Transcribe the listing that follows in full, omitting pictures.

####

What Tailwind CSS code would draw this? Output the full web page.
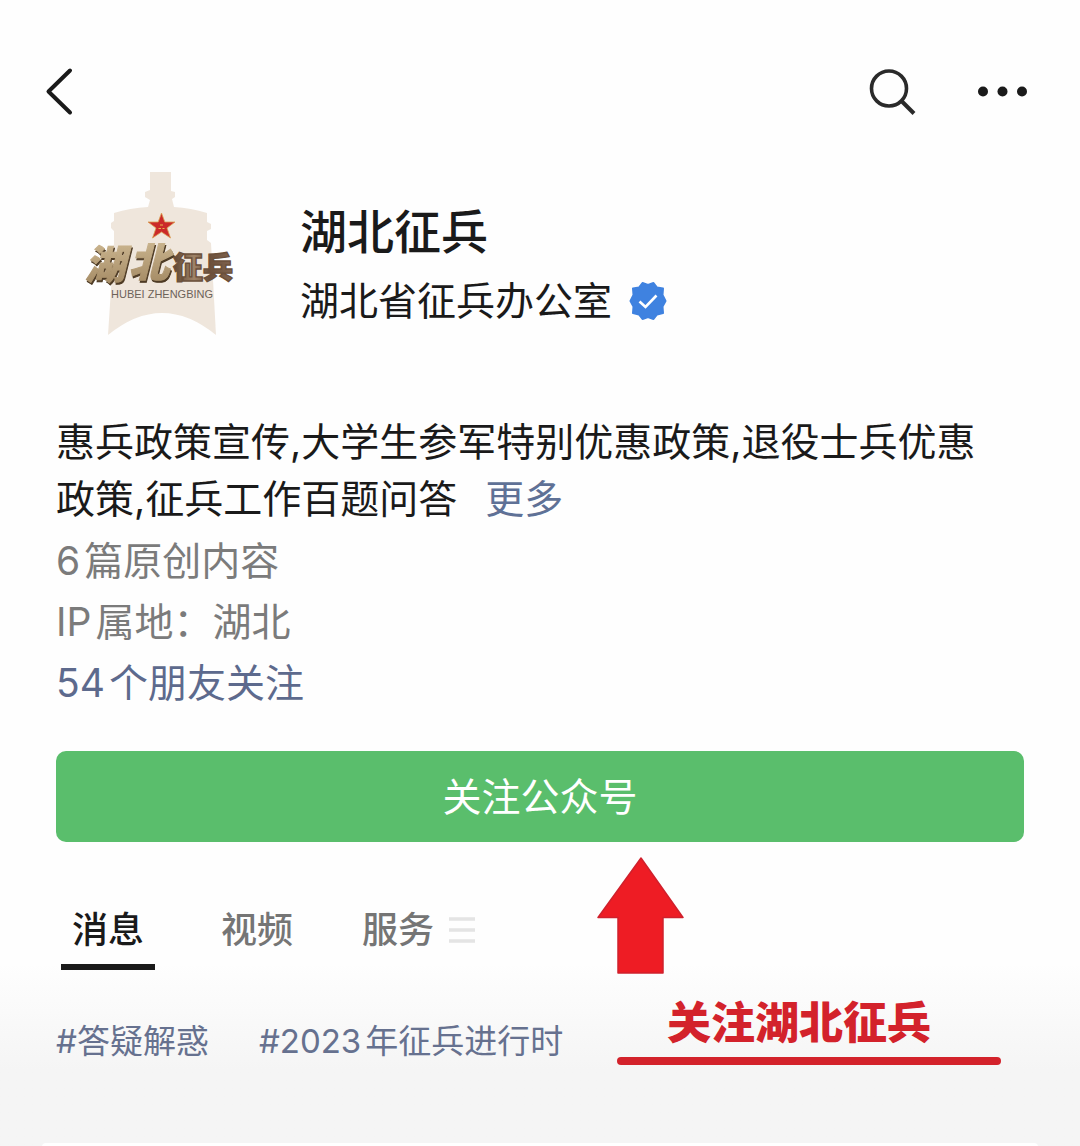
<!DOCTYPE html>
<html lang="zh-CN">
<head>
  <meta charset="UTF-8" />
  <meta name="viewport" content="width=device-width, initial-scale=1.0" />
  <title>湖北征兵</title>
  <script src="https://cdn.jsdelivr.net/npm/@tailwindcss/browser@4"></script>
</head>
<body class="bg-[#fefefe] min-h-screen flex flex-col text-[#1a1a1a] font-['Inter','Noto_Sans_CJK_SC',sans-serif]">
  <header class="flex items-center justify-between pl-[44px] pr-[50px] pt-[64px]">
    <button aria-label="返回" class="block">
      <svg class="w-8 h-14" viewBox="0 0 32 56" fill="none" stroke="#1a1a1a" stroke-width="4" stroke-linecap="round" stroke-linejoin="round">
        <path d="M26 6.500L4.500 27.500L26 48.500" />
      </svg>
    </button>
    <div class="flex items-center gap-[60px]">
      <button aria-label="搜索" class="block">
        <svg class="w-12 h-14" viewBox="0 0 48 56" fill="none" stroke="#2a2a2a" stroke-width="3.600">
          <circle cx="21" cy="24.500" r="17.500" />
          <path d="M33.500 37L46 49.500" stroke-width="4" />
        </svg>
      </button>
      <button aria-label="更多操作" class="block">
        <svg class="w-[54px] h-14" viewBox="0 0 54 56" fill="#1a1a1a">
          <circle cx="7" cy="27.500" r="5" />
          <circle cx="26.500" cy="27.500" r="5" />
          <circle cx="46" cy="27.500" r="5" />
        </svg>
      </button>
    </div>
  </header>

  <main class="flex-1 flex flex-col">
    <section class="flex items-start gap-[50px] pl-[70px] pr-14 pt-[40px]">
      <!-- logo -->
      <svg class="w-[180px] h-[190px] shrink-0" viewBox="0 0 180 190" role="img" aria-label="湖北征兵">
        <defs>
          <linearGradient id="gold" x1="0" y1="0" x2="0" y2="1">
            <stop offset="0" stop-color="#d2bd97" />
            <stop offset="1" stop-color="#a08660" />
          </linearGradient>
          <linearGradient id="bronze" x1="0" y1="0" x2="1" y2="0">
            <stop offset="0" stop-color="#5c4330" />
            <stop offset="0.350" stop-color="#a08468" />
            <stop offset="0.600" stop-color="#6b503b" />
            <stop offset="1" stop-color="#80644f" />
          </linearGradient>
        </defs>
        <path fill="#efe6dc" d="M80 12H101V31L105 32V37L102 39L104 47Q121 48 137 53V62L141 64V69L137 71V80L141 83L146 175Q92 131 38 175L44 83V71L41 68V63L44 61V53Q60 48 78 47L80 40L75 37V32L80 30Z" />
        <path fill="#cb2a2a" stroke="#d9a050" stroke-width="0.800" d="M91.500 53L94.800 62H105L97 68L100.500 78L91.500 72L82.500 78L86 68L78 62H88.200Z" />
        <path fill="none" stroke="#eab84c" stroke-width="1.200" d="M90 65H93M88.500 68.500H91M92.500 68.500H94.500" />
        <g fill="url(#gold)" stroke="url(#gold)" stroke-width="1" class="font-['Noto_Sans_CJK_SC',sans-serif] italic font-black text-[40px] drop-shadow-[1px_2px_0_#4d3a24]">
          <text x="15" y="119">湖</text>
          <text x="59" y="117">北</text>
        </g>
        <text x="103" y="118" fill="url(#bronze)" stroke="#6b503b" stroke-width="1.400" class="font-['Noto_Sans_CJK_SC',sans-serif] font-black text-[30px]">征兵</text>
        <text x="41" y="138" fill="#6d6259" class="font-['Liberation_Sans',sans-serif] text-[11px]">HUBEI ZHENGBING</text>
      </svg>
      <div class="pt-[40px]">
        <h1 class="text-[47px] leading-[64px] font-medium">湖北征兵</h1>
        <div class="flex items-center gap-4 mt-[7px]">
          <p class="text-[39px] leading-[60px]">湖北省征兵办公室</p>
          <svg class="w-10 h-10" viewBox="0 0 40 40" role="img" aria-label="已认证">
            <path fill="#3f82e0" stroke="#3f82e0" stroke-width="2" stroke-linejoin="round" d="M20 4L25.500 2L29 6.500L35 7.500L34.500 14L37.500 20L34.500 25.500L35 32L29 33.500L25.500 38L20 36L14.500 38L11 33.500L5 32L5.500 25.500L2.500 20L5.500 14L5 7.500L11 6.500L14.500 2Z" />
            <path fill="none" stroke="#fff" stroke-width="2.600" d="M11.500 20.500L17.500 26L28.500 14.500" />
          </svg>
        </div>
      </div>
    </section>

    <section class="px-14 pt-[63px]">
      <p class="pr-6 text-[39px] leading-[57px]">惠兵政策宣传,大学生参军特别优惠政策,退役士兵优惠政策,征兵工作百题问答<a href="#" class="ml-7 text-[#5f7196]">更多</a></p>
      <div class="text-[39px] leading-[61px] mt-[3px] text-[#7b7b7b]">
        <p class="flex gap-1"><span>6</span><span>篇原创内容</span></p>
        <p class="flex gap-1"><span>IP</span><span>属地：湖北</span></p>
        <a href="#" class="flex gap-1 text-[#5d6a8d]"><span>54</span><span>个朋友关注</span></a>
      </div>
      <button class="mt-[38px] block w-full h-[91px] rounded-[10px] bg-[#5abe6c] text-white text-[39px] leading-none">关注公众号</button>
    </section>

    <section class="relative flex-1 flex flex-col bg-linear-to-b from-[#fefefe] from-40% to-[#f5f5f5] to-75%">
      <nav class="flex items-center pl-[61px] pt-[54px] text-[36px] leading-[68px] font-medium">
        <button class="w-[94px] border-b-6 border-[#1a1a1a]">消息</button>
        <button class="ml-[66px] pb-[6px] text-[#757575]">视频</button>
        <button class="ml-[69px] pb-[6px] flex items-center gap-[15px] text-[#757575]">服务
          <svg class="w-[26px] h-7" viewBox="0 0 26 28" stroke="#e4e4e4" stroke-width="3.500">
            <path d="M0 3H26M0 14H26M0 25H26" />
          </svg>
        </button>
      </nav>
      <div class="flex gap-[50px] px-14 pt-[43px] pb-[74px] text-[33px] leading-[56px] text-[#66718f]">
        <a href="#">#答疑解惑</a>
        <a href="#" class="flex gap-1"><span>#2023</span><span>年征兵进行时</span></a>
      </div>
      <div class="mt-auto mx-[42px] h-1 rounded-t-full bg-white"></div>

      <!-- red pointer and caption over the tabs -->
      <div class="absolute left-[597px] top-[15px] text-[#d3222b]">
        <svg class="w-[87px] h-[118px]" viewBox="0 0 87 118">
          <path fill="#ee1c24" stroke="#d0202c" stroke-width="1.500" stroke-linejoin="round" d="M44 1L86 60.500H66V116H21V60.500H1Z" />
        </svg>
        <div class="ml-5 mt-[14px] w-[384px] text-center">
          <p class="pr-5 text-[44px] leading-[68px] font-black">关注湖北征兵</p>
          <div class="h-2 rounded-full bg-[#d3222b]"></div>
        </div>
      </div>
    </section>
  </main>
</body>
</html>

####

Completed task
What Tailwind CSS code would draw this? Output the full web page.
<!DOCTYPE html>
<html lang="zh-CN">
<head>
  <meta charset="UTF-8" />
  <meta name="viewport" content="width=device-width, initial-scale=1.0" />
  <title>湖北征兵</title>
  <script src="https://cdn.jsdelivr.net/npm/@tailwindcss/browser@4"></script>
</head>
<body class="bg-[#fefefe] min-h-screen flex flex-col text-[#1a1a1a] font-['Inter','Noto_Sans_CJK_SC',sans-serif]">
  <header class="flex items-center justify-between pl-[44px] pr-[50px] pt-[64px]">
    <button aria-label="返回" class="block">
      <svg class="w-8 h-14" viewBox="0 0 32 56" fill="none" stroke="#1a1a1a" stroke-width="4" stroke-linecap="round" stroke-linejoin="round">
        <path d="M26 6.500L4.500 27.500L26 48.500" />
      </svg>
    </button>
    <div class="flex items-center gap-[60px]">
      <button aria-label="搜索" class="block">
        <svg class="w-12 h-14" viewBox="0 0 48 56" fill="none" stroke="#2a2a2a" stroke-width="3.600">
          <circle cx="21" cy="24.500" r="17.500" />
          <path d="M33.500 37L46 49.500" stroke-width="4" />
        </svg>
      </button>
      <button aria-label="更多操作" class="block">
        <svg class="w-[54px] h-14" viewBox="0 0 54 56" fill="#1a1a1a">
          <circle cx="7" cy="27.500" r="5" />
          <circle cx="26.500" cy="27.500" r="5" />
          <circle cx="46" cy="27.500" r="5" />
        </svg>
      </button>
    </div>
  </header>

  <main class="flex-1 flex flex-col">
    <section class="flex items-start gap-[50px] pl-[70px] pr-14 pt-[40px]">
      <!-- logo -->
      <svg class="w-[180px] h-[190px] shrink-0" viewBox="0 0 180 190" role="img" aria-label="湖北征兵">
        <defs>
          <linearGradient id="gold" x1="0" y1="0" x2="0" y2="1">
            <stop offset="0" stop-color="#d2bd97" />
            <stop offset="1" stop-color="#a08660" />
          </linearGradient>
          <linearGradient id="bronze" x1="0" y1="0" x2="1" y2="0">
            <stop offset="0" stop-color="#5c4330" />
            <stop offset="0.350" stop-color="#a08468" />
            <stop offset="0.600" stop-color="#6b503b" />
            <stop offset="1" stop-color="#80644f" />
          </linearGradient>
        </defs>
        <path fill="#efe6dc" d="M80 12H101V31L105 32V37L102 39L104 47Q121 48 137 53V62L141 64V69L137 71V80L141 83L146 175Q92 131 38 175L44 83V71L41 68V63L44 61V53Q60 48 78 47L80 40L75 37V32L80 30Z" />
        <path fill="#cb2a2a" stroke="#d9a050" stroke-width="0.800" d="M91.500 53L94.800 62H105L97 68L100.500 78L91.500 72L82.500 78L86 68L78 62H88.200Z" />
        <path fill="none" stroke="#eab84c" stroke-width="1.200" d="M90 65H93M88.500 68.500H91M92.500 68.500H94.500" />
        <g fill="url(#gold)" stroke="url(#gold)" stroke-width="1" class="font-['Noto_Sans_CJK_SC',sans-serif] italic font-black text-[40px] drop-shadow-[1px_2px_0_#4d3a24]">
          <text x="15" y="119">湖</text>
          <text x="59" y="117">北</text>
        </g>
        <text x="103" y="118" fill="url(#bronze)" stroke="#6b503b" stroke-width="1.400" class="font-['Noto_Sans_CJK_SC',sans-serif] font-black text-[30px]">征兵</text>
        <text x="41" y="138" fill="#6d6259" class="font-['Liberation_Sans',sans-serif] text-[11px]">HUBEI ZHENGBING</text>
      </svg>
      <div class="pt-[40px]">
        <h1 class="text-[47px] leading-[64px] font-medium">湖北征兵</h1>
        <div class="flex items-center gap-4 mt-[7px]">
          <p class="text-[39px] leading-[60px]">湖北省征兵办公室</p>
          <svg class="w-10 h-10" viewBox="0 0 40 40" role="img" aria-label="已认证">
            <path fill="#3f82e0" stroke="#3f82e0" stroke-width="2" stroke-linejoin="round" d="M20 4L25.500 2L29 6.500L35 7.500L34.500 14L37.500 20L34.500 25.500L35 32L29 33.500L25.500 38L20 36L14.500 38L11 33.500L5 32L5.500 25.500L2.500 20L5.500 14L5 7.500L11 6.500L14.500 2Z" />
            <path fill="none" stroke="#fff" stroke-width="2.600" d="M11.500 20.500L17.500 26L28.500 14.500" />
          </svg>
        </div>
      </div>
    </section>

    <section class="px-14 pt-[63px]">
      <p class="pr-6 text-[39px] leading-[57px]">惠兵政策宣传,大学生参军特别优惠政策,退役士兵优惠政策,征兵工作百题问答<a href="#" class="ml-7 text-[#5f7196]">更多</a></p>
      <div class="text-[39px] leading-[61px] mt-[3px] text-[#7b7b7b]">
        <p class="flex gap-1"><span>6</span><span>篇原创内容</span></p>
        <p class="flex gap-1"><span>IP</span><span>属地：湖北</span></p>
        <a href="#" class="flex gap-1 text-[#5d6a8d]"><span>54</span><span>个朋友关注</span></a>
      </div>
      <button class="mt-[38px] block w-full h-[91px] rounded-[10px] bg-[#5abe6c] text-white text-[39px] leading-none">关注公众号</button>
    </section>

    <section class="relative flex-1 flex flex-col bg-linear-to-b from-[#fefefe] from-40% to-[#f5f5f5] to-75%">
      <nav class="flex items-center pl-[61px] pt-[54px] text-[36px] leading-[68px] font-medium">
        <button class="w-[94px] border-b-6 border-[#1a1a1a]">消息</button>
        <button class="ml-[66px] pb-[6px] text-[#757575]">视频</button>
        <button class="ml-[69px] pb-[6px] flex items-center gap-[15px] text-[#757575]">服务
          <svg class="w-[26px] h-7" viewBox="0 0 26 28" stroke="#e4e4e4" stroke-width="3.500">
            <path d="M0 3H26M0 14H26M0 25H26" />
          </svg>
        </button>
      </nav>
      <div class="flex gap-[50px] px-14 pt-[43px] pb-[74px] text-[33px] leading-[56px] text-[#66718f]">
        <a href="#">#答疑解惑</a>
        <a href="#" class="flex gap-1"><span>#2023</span><span>年征兵进行时</span></a>
      </div>
      <div class="mt-auto mx-[42px] h-1 rounded-t-full bg-white"></div>

      <!-- red pointer and caption over the tabs -->
      <div class="absolute left-[597px] top-[15px] text-[#d3222b]">
        <svg class="w-[87px] h-[118px]" viewBox="0 0 87 118">
          <path fill="#ee1c24" stroke="#d0202c" stroke-width="1.500" stroke-linejoin="round" d="M44 1L86 60.500H66V116H21V60.500H1Z" />
        </svg>
        <div class="ml-5 mt-[14px] w-[384px] text-center">
          <p class="pr-5 text-[44px] leading-[68px] font-black">关注湖北征兵</p>
          <div class="h-2 rounded-full bg-[#d3222b]"></div>
        </div>
      </div>
    </section>
  </main>
</body>
</html>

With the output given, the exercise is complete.